Abkhaz authorities announced on May 31 that they dropped charges against Rashid Kanji-Ogli, Abkhaz serviceman, over Khurcha fatal shooting, when Giga Otkhozoria, a thirty-year-old Georgian citizen, was shot dead.

Otkhozoria was murdered on the Georgian-controlled territory at the Khurcha-Nabakevi crossing point between Abkhazia’s predominantly ethnic Georgian-populated Gali district and its adjoining Zugdidi district of Samegrelo region on May 19, 2016.

Kanji-Ogli was tried in absentia by a Georgian court and was sentenced to 14 years in prison. He was also placed on INTERPOL’s wanted list at the request of Georgian authorities.
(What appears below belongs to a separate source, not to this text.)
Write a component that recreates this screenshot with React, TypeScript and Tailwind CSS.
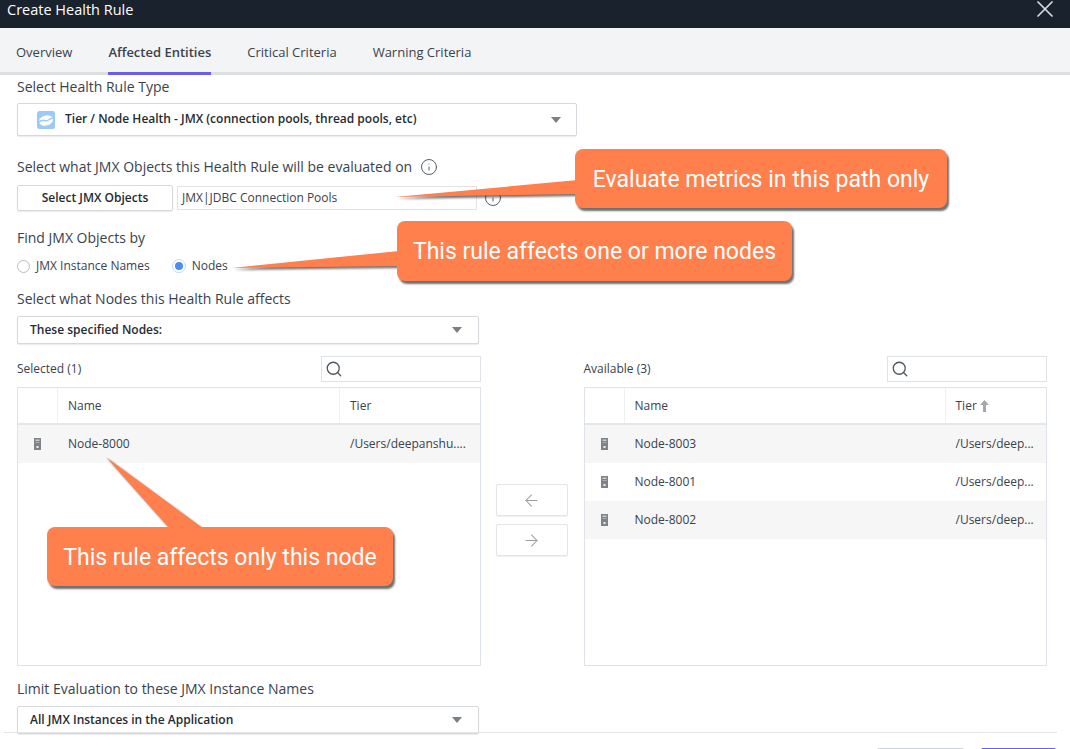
import { ArrowLeft, ArrowRight, Info, Search, X } from "lucide-react";

const font = "font-['Open_Sans',sans-serif]";

function Label({ children, className = "" }: { children: React.ReactNode; className?: string }) {
  return <div className={`h-5 text-[14px] leading-5 text-[#39424e] ${className}`}>{children}</div>;
}

function Caret() {
  return <span className="h-0 w-0 border-x-[5px] border-t-[6px] border-x-transparent border-t-[#7b8087]" />;
}

function Dropdown({ text, className }: { text: string; className: string }) {
  return (
    <div className={`flex items-center justify-between rounded-[2px] border border-[#d5d9de] bg-white pl-3 pr-4 shadow-[0_1px_1px_rgba(0,0,0,0.08)] ${className}`}>
      <span className="text-[12px] font-semibold text-[#252b33]">{text}</span>
      <Caret />
    </div>
  );
}

function NodeIcon() {
  return (
    <svg width="7" height="12" viewBox="0 0 7 12">
      <rect width="7" height="12" fill="#7f8388" />
      <rect x="1.5" y="1.5" width="4" height="1.5" fill="#c9cbce" />
      <rect x="1.5" y="4" width="4" height="1" fill="#a9acb0" />
      <rect x="2.5" y="8" width="2" height="2" fill="#f1f1f1" />
    </svg>
  );
}

function Panel({
  title,
  nameWidth,
  tierSorted,
  rows,
}: {
  title: string;
  nameWidth: string;
  tierSorted?: boolean;
  rows: { name: string; tier: string }[];
}) {
  return (
    <div className="flex-1">
      <div className="flex h-[26px] items-center justify-between">
        <span className="pb-[1px] text-[12px] text-[#39424e]">{title}</span>
        <div className="flex h-[26px] w-[160px] items-center border border-[#dde3e8] pl-[3px]">
          <Search size={18} strokeWidth={1.7} className="text-[#4d5560]" />
        </div>
      </div>
      <div className="mt-[5px] h-[279px] border border-[#dde3e8] text-[12px] text-[#39424e]">
        <div className="flex h-[37px] border-b-2 border-[#e3e7ea]">
          <div className="w-[40px] border-r border-[#eef0f2]" />
          <div className={`flex items-center border-r border-[#eef0f2] pl-[10px] ${nameWidth}`}>Name</div>
          <div className="flex items-center gap-[3px] pl-[10px]">
            Tier
            {tierSorted && (
              <svg width="9" height="12" viewBox="0 0 9 12">
                <path d="M4.5 0 9 5H6v7H3V5H0z" fill="#a3a6aa" />
              </svg>
            )}
          </div>
        </div>
        {rows.map((r, i) => (
          <div key={r.name} className={`flex h-[38px] items-center ${i % 2 === 0 ? "bg-[#f6f6f6]" : "bg-white"}`}>
            <div className="flex w-[40px] justify-center pr-[1px]"><NodeIcon /></div>
            <div className={`pl-[10px] ${nameWidth}`}>{r.name}</div>
            <div className="pl-[10px]">{r.tier}</div>
          </div>
        ))}
      </div>
    </div>
  );
}

function Callout({ text, className }: { text: string; className: string }) {
  return (
    <div className={`absolute flex items-center justify-center rounded-[8px] bg-[#ff7f4d] pt-[3px] font-['Roboto',sans-serif] text-[23px] text-white shadow-[2px_3px_2px_rgba(50,50,50,0.7)] ${className}`}>
      {text}
    </div>
  );
}

export default function App() {
  return (
    <div className={`relative flex h-[749px] w-[1070px] flex-col overflow-hidden bg-white ${font}`}>
      <div className="flex h-[28px] shrink-0 justify-between bg-[#1a222d] pl-[7px] pr-[11px] text-white">
        <span className="text-[14.5px] leading-[19px]">Create Health Rule</span>
        <X size={28} strokeWidth={1.5} className="-mt-[5px] text-[#d8dadd]" />
      </div>

      <div className="flex h-[47px] shrink-0 gap-9 border-b-[3px] border-[#dcdee0] bg-[#f3f4f5] pl-4 text-[13px] text-[#39424e]">
        <div className="flex h-[47px] items-center pt-[3px]">Overview</div>
        <div className="flex h-[47px] items-center border-b-[3px] border-[#6a5cf0] pt-[6px] font-semibold">Affected Entities</div>
        <div className="flex h-[47px] items-center pt-[3px]">Critical Criteria</div>
        <div className="flex h-[47px] items-center pt-[3px]">Warning Criteria</div>
      </div>

      <div className="h-[657px] shrink-0 pl-[17px] pr-[23px] pt-[2px]">
        <Label>Select Health Rule Type</Label>
        <div className="mt-[6px] flex h-[33px] w-[560px] items-center justify-between rounded-[2px] border border-[#d5d9de] bg-white pl-[19px] pr-[15px] shadow-[0_1px_1px_rgba(0,0,0,0.08)]">
          <div className="flex items-center gap-[10px]">
            <svg width="18" height="18" viewBox="0 0 18 18">
              <rect width="18" height="18" rx="2.5" fill="#9ccaf7" />
              <ellipse cx="9" cy="9.5" rx="7.2" ry="5" fill="#fff" transform="rotate(-14 9 9.5)" />
              <path d="M1.5 11.5C5 7 8 11.5 11.5 9 13.5 7.5 15 7 17 7.5" stroke="#9ccaf7" strokeWidth="1.5" fill="none" />
            </svg>
            <span className="-mt-[2px] text-[12px] font-semibold text-[#252b33]">Tier / Node Health - JMX (connection pools, thread pools, etc)</span>
          </div>
          <Caret />
        </div>

        <Label className="mt-[21px] flex items-center gap-[8px]">
          Select what JMX Objects this Health Rule will be evaluated on
          <Info size={18} strokeWidth={1.25} className="text-[#4d5560]" />
        </Label>
        <div className="mt-2 flex h-[26px] items-center">
          <div className="flex h-[26px] w-[156px] items-center justify-center rounded-[2px] border border-[#d5d9de] text-[12px] font-semibold text-[#252b33] shadow-[0_1px_1px_rgba(0,0,0,0.08)]">
            Select JMX Objects
          </div>
          <div className="ml-1 flex h-[24px] w-[300px] items-center border border-[#e1e4e7] pl-1 text-[12px] text-[#39424e]">JMX|JDBC Connection Pools</div>
          <Info size={18} strokeWidth={1.25} className="ml-[7px] text-[#4d5560]" />
        </div>

        <Label className="mt-[17px]">Find JMX Objects by</Label>
        <div className="mt-2 flex h-5 items-center text-[12px] text-[#39424e]">
          <span className="h-[13px] w-[13px] rounded-full border border-[#b9bdc2]" />
          <span className="ml-[6px]">JMX Instance Names</span>
          <span className="ml-[22px] flex h-[14px] w-[14px] items-center justify-center rounded-full border border-[#c5d9f3]">
            <span className="h-2 w-2 rounded-full bg-[#4c8dee]" />
          </span>
          <span className="ml-[6px]">Nodes</span>
        </div>

        <Label className="mt-[13px]">Select what Nodes this Health Rule affects</Label>
        <Dropdown text="These specified Nodes:" className="mt-[7px] h-[28px] w-[462px]" />

        <div className="mt-3 flex">
          <Panel
            title="Selected (1)"
            nameWidth="w-[282px]"
            rows={[{ name: "Node-8000", tier: "/Users/deepanshu...." }]}
          />
          <div className="flex w-[103px] shrink-0 flex-col gap-2 pl-[15px] pt-[128px]">
            <div className="flex h-[32px] w-[72px] items-center justify-center rounded-[2px] border border-[#e3e5e8] text-[#9a9da2] shadow-[0_1px_1px_rgba(0,0,0,0.06)]">
              <ArrowLeft size={19} strokeWidth={1.3} />
            </div>
            <div className="flex h-[32px] w-[72px] items-center justify-center rounded-[2px] border border-[#e3e5e8] text-[#9a9da2] shadow-[0_1px_1px_rgba(0,0,0,0.06)]">
              <ArrowRight size={19} strokeWidth={1.3} />
            </div>
          </div>
          <Panel
            title="Available (3)"
            nameWidth="w-[321px]"
            tierSorted
            rows={[
              { name: "Node-8003", tier: "/Users/deep..." },
              { name: "Node-8001", tier: "/Users/deep..." },
              { name: "Node-8002", tier: "/Users/deep..." },
            ]}
          />
        </div>

        <Label className="mt-[13px]">Limit Evaluation to these JMX Instance Names</Label>
        <Dropdown text="All JMX Instances in the Application" className="mt-[7px] h-[28px] w-[462px]" />
      </div>

      <div className="ml-1 mr-[13px] flex justify-end gap-[17px] border-t border-[#e3e5e7] pr-[1px] pt-[15px]">
        <div className="h-6 w-[87px] rounded-[2px] border-t-2 border-[#cfd2d6]" />
        <div className="h-6 w-[75px] rounded-[2px] border-t-2 border-[#6a5cf0]" />
      </div>

      {/* annotation pointers */}
      <svg className="pointer-events-none absolute left-0 top-0 drop-shadow-[2px_2px_1px_rgba(50,50,50,0.7)]" width="1070" height="749">
        <polygon points="395,197 578,180 578,194" fill="#ff7f4d" />
        <polygon points="232,268 399,251 399,266" fill="#ff7f4d" />
        <polygon points="106,457 204,529 170,529" fill="#ff7f4d" />
      </svg>
      <Callout text="Evaluate metrics in this path only" className="left-[575px] top-[149px] h-[59px] w-[372px]" />
      <Callout text="This rule affects one or more nodes" className="left-[397px] top-[221px] h-[60px] w-[395px]" />
      <Callout text="This rule affects only this node" className="left-[47px] top-[527px] h-[59px] w-[346px]" />
    </div>
  );
}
The Abkhaz representatives notified Tbilisi of their decision to drop charges against Kanji-Ogli at the 46th Incident Prevention and Response Mechanism (IPRM) meeting in Gali. Sokhumi previously claimed it had imposed house arrest for Rashid Kanji-Ogli.

Speaking to local media on June 1, Adgur Agrba, Abkhaz military prosecutor, confirmed that the case was closed on April 21, citing Tbilisi’s failure to send “necessary” case-related evidence to Sokhumi. Georgian State Security Service (SSG), however, told Civil.ge that the claim was “absurd,” and that Tbilisi had “provided comprehensive materials about the case of Giga Otkhozoria’s murder, including photo, video and other evidence” to the authorities in Sokhumi, as well as the international organizations participating in the Incident Prevention and Response Mechanism meeting in Gali.
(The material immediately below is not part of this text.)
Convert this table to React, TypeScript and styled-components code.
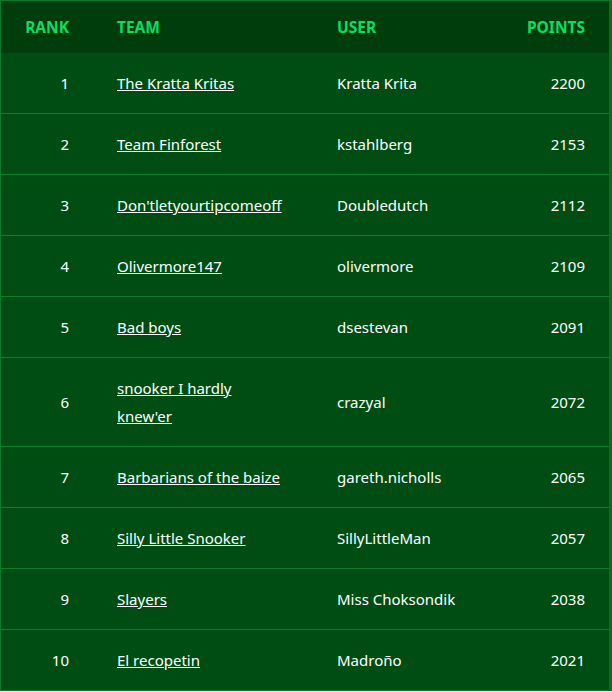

Dropping of the criminal charges against Rashid Kanji-Ogli, the SSG stated, is “extremely negative and clearly cynical: the State Security Service will use all available instruments to hold Rashid Kanji-Ogli answerable before the Georgian justice.”

The EU Monitoring Mission in Georgia (EUMM), which has unarmed monitors on the ground without being able to access the region, commented that “after one full year of intensive work and the handover of investigation materials at the IPRM meetings, this failure to bring justice was a great disappointment.”

Discussions at the IPRM meeting also covered recent cases of detentions at the Administrative Boundary Line (ABL), the closure of the two crossing points and the recent borderization process, referring to the installment of wooden pillars deeper into the Tbilisi-administered territory in Khurcha, a small village in Zugdidi district close to the ABL.

On April 30, local media in Samegrelo Region reported that the Russian servicemen moved two hectares inwards in Khurcha, cutting two local residents – Omar Mikautadze and Arvelod Nachkebia – from their agricultural lands.

Kakhaber Kemoklidze, deputy head at SSG’s department of information and analyses, told reporters after the meeting, that the borderization process “not only affected the security environment on the ground, but also limited the fundamental rights and freedoms of local residents.” According to Kemoklidze, Tbilisi presented specific materials at the IPRM meeting, “proving that the local residents lost access to their agricultural plots as a result of the borderization process.”

The next IPRM meeting is scheduled for June 28.